There are also the seemingly more random places water comes up. Not too long ago there was some excitement in environmental circles that Claire Underwood, a leading character on House of Cards played by Robin Wright, ran an international non-profit focused on water. That was exciting stuff! But, here we are a few years later and water seems to have really hit primetime, so to speak, particularly for shows that take place in California.

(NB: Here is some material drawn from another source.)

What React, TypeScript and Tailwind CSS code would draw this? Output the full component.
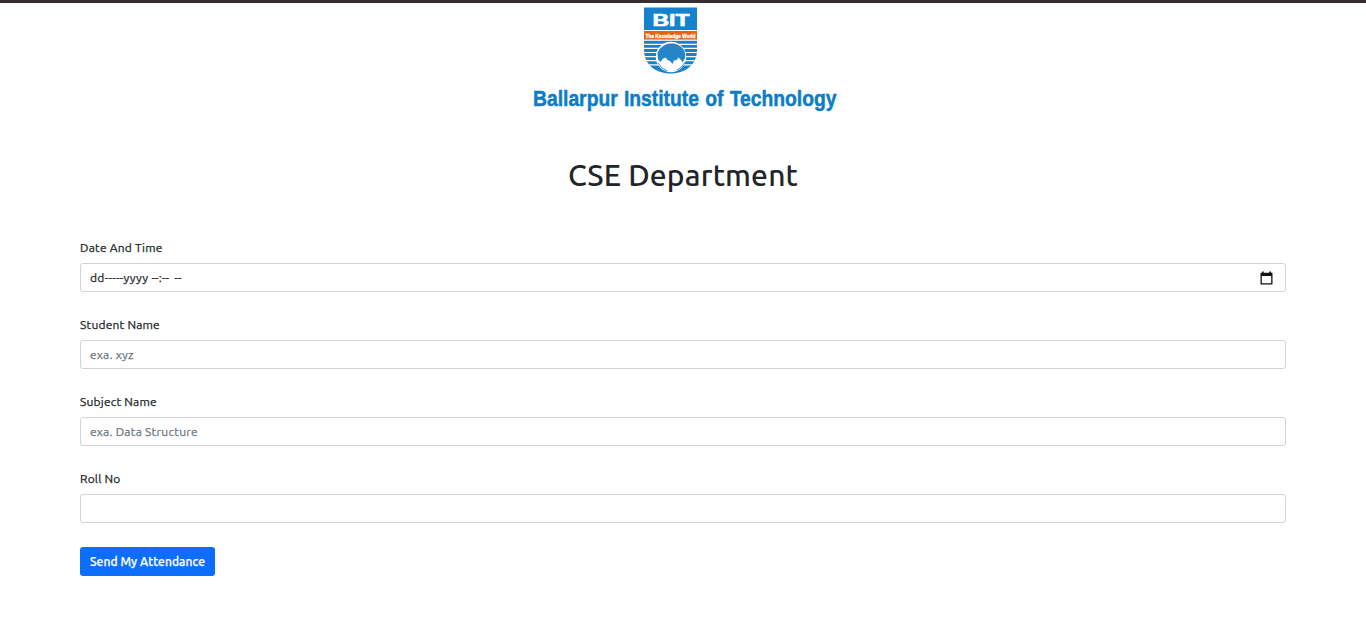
import type { ReactNode } from "react";

function Crest() {
  return (
    <svg width="344" height="108" viewBox="513 6 344 108" className="block overflow-visible" role="img" aria-label="Ballarpur Institute of Technology">
      <defs>
        <clipPath id="shield">
          <path d="M644 7.5H697V50C697 64 686 73.5 670.5 73.5S644 64 644 50Z" />
        </clipPath>
      </defs>
      <g clipPath="url(#shield)">
        <rect x="644" y="7" width="53" height="67" fill="#1682cb" />
        <rect x="644" y="30" width="53" height="1.2" fill="#fff" />
        <rect x="644" y="31" width="53" height="9" fill="#e8620f" />
        <rect x="644" y="39.6" width="53" height="1.2" fill="#fff" />
        <path d="M644 44.3H697M644 48.4H697M644 52.5H697M644 56.6H697M644 60.7H697M644 64.8H697" stroke="#fff" strokeWidth="1.2" />
        <circle cx="671" cy="57" r="15.2" fill="#fff" />
        <path d="M657.5 54C658 50 661 47 665 45C669 43 675 43 679 45.5C684 48 686 53 685 58L682.5 62.5L681 60L678.5 57.5L676.5 60L674 60.5L672.5 64L670 61L667.5 60L665.5 57.5L662.5 59L660.5 62L658 59.5Z" fill="#2485c8" />
        <path d="M658 63Q662 69.5 667 70.8M677 70Q682 68 685 62" fill="none" stroke="#1682cb" strokeWidth="0.9" />
      </g>
      <text x="652.5" y="25.5" textLength="37" lengthAdjust="spacingAndGlyphs" fill="#fff" stroke="#fff" strokeWidth="0.6" fontFamily="Liberation Sans, sans-serif" fontSize="16" fontWeight="700">BIT</text>
      <text x="645.5" y="38" textLength="50" lengthAdjust="spacingAndGlyphs" fill="#fff" stroke="#fff" strokeWidth="0.3" fontFamily="Liberation Sans, sans-serif" fontSize="5.8" fontWeight="700">The Knowledge World</text>
      <text x="533" y="106" textLength="303.5" lengthAdjust="spacingAndGlyphs" wordSpacing="1" fill="#0c7cc4" stroke="#0c7cc4" strokeWidth="0.5" fontFamily="Liberation Sans Narrow, Liberation Sans, sans-serif" fontSize="22.5" fontWeight="700">Ballarpur Institute of Technology</text>
    </svg>
  );
}

function CalendarIcon() {
  return (
    <svg width="13" height="14" viewBox="0 0 13 14" className="block" aria-hidden="true">
      <path d="M2 .5H3.7V1.8H9.3V.5H11V1.8H12Q12.5 1.8 12.5 2.5V12.8Q12.5 13.5 12 13.5H1Q.5 13.5 .5 12.8V2.5Q.5 1.8 1 1.8H2ZM1.8 5V12.2H11.2V5Z" fill="#111" fillRule="evenodd" />
    </svg>
  );
}

function Field({ label, children }: { label: string; children?: ReactNode }) {
  return (
    <div className="mb-6 flex flex-col items-stretch">
      <div className="mb-[6px] flex h-[18px] items-center text-[12px] leading-[18px] tracking-[0.2px] text-[#212529] [-webkit-text-stroke:0.25px]">{label}</div>
      <div className="flex h-[29px] items-center justify-between rounded-[3px] border border-[#ced4da] pr-3 pl-[9px] text-[12px] tracking-[0.23px] text-[#6c757d] [-webkit-text-stroke:0.25px]">
        {children}
      </div>
    </div>
  );
}

export default function App() {
  return (
    <div className="flex h-[626px] flex-col overflow-hidden border-t-[3px] border-[#352f33] bg-white font-['Ubuntu','Noto_Sans',sans-serif]">
      <header className="flex flex-col items-center pt-[3px]">
        <div className="pl-[4px]">
          <Crest />
        </div>
        <h1 className="mt-[40px] h-[42px] text-[30px] leading-[42px] font-medium tracking-[0.15px] whitespace-nowrap text-[#212529]">
          CSE Department
        </h1>
      </header>
      <main className="mx-20 mt-[43px]">
        <Field label="Date And Time">
          <span className="flex gap-[3px] text-[#212529]">
            <span className="tracking-[0.3px]">dd-----yyyy</span>
            <span className="tracking-[0.2px]">--:--</span>
            <span className="ml-[2px] tracking-[0.2px]">--</span>
          </span>
          <CalendarIcon />
        </Field>
        <Field label="Student Name">
          <span>exa. xyz</span>
        </Field>
        <Field label="Subject Name">
          <span>exa. Data Structure</span>
        </Field>
        <Field label="Roll No" />
        <button className="flex h-[29px] w-[135px] items-center justify-center rounded-[3px] bg-[#0d6efd] text-[12px] font-medium tracking-[0.08px] whitespace-nowrap text-white [-webkit-text-stroke:0.25px]">
          Send My Attendance
        </button>
      </main>
    </div>
  );
}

For example, a few months ago I binge-watched all of Girlfriends' Guide to Divorce (it pulled me in...having been there, a guide would have been useful). In amongst all the rules and guidelines (like #174: Never trust anyone who charges by the hour, which is the title of the episode I'm about to reference) was a short-lived little character who was intensely worried about water. This scene from S1E2 starts around 07:17:
Kid whose name I can't find: "Mom, you know because of the drought, all of California could be consumed by a super fire?"
Lyla: "Baby, STOP reading that stuff. Why don't you go find the other kids, play a video game, clean the palate?"
As the kid runs off, Lyla says to friends: "Every day I get an update on the coming water wars and how we should all move to Portland."
Sadly, after Janeane Garofalo, who played Lyla, departed the show really early in the first season, we also lost the water (and wildfire! Be still my beating heart.) worrying kid.

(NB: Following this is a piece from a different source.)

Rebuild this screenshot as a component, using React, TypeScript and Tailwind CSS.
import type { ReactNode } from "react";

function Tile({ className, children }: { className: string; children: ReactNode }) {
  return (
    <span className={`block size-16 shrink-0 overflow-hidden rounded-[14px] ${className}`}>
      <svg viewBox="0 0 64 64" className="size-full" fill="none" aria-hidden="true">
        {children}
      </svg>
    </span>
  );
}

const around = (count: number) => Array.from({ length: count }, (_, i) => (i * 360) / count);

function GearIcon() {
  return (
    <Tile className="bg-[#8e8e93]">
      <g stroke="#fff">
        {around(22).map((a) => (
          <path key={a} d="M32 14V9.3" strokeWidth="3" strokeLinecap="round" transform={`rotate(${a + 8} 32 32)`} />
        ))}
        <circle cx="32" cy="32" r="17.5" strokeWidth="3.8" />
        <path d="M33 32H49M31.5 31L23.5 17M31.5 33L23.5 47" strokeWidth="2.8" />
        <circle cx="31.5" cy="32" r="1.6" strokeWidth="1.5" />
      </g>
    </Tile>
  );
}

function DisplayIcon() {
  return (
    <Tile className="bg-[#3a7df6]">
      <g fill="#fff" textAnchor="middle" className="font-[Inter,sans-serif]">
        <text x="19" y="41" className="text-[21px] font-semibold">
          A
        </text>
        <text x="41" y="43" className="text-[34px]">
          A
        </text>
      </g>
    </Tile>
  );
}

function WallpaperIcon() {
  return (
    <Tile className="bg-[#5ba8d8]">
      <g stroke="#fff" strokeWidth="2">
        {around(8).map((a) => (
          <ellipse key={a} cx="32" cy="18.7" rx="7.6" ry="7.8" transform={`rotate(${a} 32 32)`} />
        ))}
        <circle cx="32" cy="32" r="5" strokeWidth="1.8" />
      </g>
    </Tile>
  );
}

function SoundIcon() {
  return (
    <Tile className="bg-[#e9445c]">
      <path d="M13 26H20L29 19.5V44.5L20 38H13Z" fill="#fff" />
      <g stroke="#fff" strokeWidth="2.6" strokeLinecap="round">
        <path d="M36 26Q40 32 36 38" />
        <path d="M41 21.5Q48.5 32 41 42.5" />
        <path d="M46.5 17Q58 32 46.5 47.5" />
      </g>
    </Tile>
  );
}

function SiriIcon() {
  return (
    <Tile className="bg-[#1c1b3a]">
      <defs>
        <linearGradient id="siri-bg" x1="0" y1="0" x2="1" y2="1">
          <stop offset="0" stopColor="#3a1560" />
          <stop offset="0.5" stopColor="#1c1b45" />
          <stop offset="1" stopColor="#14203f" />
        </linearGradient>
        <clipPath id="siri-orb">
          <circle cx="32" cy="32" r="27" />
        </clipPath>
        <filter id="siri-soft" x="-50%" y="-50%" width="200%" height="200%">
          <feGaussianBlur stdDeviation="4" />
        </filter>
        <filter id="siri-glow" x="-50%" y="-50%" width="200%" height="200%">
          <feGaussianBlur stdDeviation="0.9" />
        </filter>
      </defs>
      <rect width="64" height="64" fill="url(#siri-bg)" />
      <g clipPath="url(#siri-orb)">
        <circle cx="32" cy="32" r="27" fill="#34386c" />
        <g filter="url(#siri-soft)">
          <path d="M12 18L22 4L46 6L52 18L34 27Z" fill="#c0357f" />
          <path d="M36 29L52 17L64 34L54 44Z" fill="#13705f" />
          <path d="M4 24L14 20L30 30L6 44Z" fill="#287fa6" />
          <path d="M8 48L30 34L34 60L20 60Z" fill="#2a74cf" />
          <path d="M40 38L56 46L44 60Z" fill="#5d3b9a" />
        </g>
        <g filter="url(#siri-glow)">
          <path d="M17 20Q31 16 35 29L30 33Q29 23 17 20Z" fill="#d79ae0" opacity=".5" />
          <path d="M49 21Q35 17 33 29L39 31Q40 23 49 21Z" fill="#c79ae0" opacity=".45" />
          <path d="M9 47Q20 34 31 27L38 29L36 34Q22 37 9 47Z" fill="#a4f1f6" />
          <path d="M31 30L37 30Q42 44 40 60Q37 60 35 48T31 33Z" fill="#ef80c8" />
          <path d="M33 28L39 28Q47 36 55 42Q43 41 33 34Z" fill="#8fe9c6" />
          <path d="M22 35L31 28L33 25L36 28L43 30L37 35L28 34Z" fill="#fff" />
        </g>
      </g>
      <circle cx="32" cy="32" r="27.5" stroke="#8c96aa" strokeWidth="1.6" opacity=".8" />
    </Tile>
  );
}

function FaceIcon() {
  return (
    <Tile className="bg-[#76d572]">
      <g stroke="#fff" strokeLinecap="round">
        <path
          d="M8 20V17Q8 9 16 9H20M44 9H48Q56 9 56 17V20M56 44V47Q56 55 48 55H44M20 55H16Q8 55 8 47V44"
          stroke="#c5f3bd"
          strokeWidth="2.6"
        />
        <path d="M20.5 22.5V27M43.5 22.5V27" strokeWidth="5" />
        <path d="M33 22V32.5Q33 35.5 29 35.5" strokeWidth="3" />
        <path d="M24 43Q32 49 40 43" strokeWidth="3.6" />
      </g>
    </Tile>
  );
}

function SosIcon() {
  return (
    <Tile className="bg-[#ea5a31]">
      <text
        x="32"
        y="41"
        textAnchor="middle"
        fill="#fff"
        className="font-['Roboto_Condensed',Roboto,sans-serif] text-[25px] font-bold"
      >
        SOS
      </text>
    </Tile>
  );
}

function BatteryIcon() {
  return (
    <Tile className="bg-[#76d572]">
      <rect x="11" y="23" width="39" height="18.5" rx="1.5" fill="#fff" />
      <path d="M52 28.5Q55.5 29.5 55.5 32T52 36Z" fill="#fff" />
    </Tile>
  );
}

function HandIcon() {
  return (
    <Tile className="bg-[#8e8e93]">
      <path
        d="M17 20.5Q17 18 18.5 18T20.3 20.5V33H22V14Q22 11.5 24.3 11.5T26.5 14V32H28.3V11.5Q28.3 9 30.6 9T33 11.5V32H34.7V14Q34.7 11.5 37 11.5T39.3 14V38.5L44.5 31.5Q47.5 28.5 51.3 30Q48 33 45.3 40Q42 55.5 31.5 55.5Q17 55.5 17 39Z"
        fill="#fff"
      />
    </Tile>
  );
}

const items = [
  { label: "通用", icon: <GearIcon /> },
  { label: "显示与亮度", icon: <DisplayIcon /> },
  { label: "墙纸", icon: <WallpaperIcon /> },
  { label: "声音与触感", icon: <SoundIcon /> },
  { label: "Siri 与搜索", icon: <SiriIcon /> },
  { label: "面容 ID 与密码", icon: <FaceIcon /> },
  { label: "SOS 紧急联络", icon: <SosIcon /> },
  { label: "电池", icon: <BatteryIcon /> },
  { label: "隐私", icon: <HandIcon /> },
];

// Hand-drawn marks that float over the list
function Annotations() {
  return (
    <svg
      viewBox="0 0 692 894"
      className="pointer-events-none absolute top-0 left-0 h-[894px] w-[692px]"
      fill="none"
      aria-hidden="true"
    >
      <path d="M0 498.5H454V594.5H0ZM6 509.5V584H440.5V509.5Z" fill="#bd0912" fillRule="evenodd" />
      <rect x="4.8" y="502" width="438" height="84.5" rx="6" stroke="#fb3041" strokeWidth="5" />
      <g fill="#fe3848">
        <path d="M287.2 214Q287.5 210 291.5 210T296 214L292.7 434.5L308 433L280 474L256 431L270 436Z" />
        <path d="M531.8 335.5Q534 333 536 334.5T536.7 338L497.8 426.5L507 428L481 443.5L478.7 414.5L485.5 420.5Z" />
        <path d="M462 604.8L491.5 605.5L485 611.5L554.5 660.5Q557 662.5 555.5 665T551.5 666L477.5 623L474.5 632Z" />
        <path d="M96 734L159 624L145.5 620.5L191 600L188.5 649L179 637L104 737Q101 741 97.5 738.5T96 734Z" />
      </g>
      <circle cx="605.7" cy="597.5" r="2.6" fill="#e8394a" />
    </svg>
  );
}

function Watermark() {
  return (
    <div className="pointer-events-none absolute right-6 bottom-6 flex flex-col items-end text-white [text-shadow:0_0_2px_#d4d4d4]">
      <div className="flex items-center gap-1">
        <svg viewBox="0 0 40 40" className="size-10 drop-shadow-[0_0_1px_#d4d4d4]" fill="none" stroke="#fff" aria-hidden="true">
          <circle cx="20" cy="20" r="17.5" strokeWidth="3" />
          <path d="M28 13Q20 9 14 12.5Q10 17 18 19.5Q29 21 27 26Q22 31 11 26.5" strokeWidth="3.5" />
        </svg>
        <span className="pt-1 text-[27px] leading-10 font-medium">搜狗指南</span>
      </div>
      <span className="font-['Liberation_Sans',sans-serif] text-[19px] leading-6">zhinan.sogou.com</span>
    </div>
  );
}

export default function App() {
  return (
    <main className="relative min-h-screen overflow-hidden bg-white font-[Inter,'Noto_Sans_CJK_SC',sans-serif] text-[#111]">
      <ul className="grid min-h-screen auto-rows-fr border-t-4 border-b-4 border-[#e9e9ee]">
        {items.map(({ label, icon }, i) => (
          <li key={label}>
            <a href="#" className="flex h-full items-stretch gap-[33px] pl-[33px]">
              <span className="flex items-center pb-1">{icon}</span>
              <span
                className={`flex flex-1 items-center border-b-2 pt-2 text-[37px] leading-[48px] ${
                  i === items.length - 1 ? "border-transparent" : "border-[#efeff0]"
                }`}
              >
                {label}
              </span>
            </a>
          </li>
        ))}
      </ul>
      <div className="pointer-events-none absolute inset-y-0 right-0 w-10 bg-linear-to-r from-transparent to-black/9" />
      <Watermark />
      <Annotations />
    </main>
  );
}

Then there is The Fosters -- a family drama that I am not ashamed to say I kind of love. Once again, it's the kids in the family that are stressed about California's water situation. Since the first season of the show, the high school age Mariana (played by Cierra Ramirez) has been the eco-concious voice of the show, enforcing short, timed showers and such. But, I was really floored in the third season when they actually brought up (drumroll, please) ... MEGADROUGHT! This scene starts around 00:35 in S3E2:
Mariana: "Are you almost done in there? You do know that we're in the worst drought since 800 AD, right?"
Stef: "Oh my gosh, I forgot my conditioner. Can you go get it from our bathroom, honey?"
Mariana: "Okay, well, can you not waste water while you wait?"
Brandon: "Hey, I'm late, and I need to shower too."
Stef: "Why don't you take a spit bath in the kitchen sink?"
Brandon: "Wait, what's a spit bath?"
Mariana: "I don't know. Sounds disgusting, but I'm next."
Come on now! Talking 800 AD is a small step away from using the word paleoclimate and made me about as happy as that one 90's episode of the Simpson's that was about invasive species and trophic cascades and all sorts of deeply ecological stuff (not the rock climber one, the other one). I mean, when you study this weird stuff for a living, it's kind of amazing to see it as the main plot of a Sunday evening show on FOX.

But, back to drought. More recently, I binge-watched (are we sensing a pattern here?) the second season of Transparent. I cannot explain how much I love this show, for reasons that have nothing to do with water. For one, I love shows where the geographic place it happens is featured almost as a character -- in this case it happens to be LA. The characters are often seen wandering through typical southern California landscapes that are, by nature, often pretty darn dry. I appreciate seeing LA presented as something other than grass and palm trees. The best, though, is when the characters Ali and Syd (played by Gaby Hoffman and Carrie Brownstein) host a Yom Kippur dinner party where no water is served "in solidarity with the drought," but wine and skim milk are, hilariously, offered as alternatives (S2E7 at about 19:50). It's a sort of beyond perfect moment that captures a lot of the ironies wrapped up in how we talk about California water.

And, finally, here's where I really have to admit to one of my totally guilty pleasures: Keeping up with the Kardashians (please don't hate me). Once again, there have been some random, interesting references to the drought by several members of the Kardashian/Jenner clan. Young Kylie, having been scolded as a water waster over the summer, mentions it in passing on one episode (her sister Kim was also in trouble for water use). And then there's Kris Jenner, running from some bees that she's convinced are around because of the drought. I'm too lazy to go find the exact episode for this one, but it's there somewhere.

I honestly find it kind of incredible to see this level of water and drought awareness seeping into our cultural consciousness. I mean, not only did somebody(s) have to write and/or say the words, but many others had to edit and approve and somehow they all agreed the material was on point enough to keep it there. That's saying, well, something. It may even be saying a lot.

If you've noticed others scenes, other shows, etc., I'd love to hear about them. While I don't see the Kardashian's bypassing Chinatown in the water canon, a little updating of our cultural references couldn't hurt. And maybe I'll follow up with an El Niño post in the future, as that's surely where we're headed next if a recent tweet by an old friend is any indication.
P.S. I also have been known to read books. I highly recommend Gold Fame Citrus by Claire Vaye Watkins.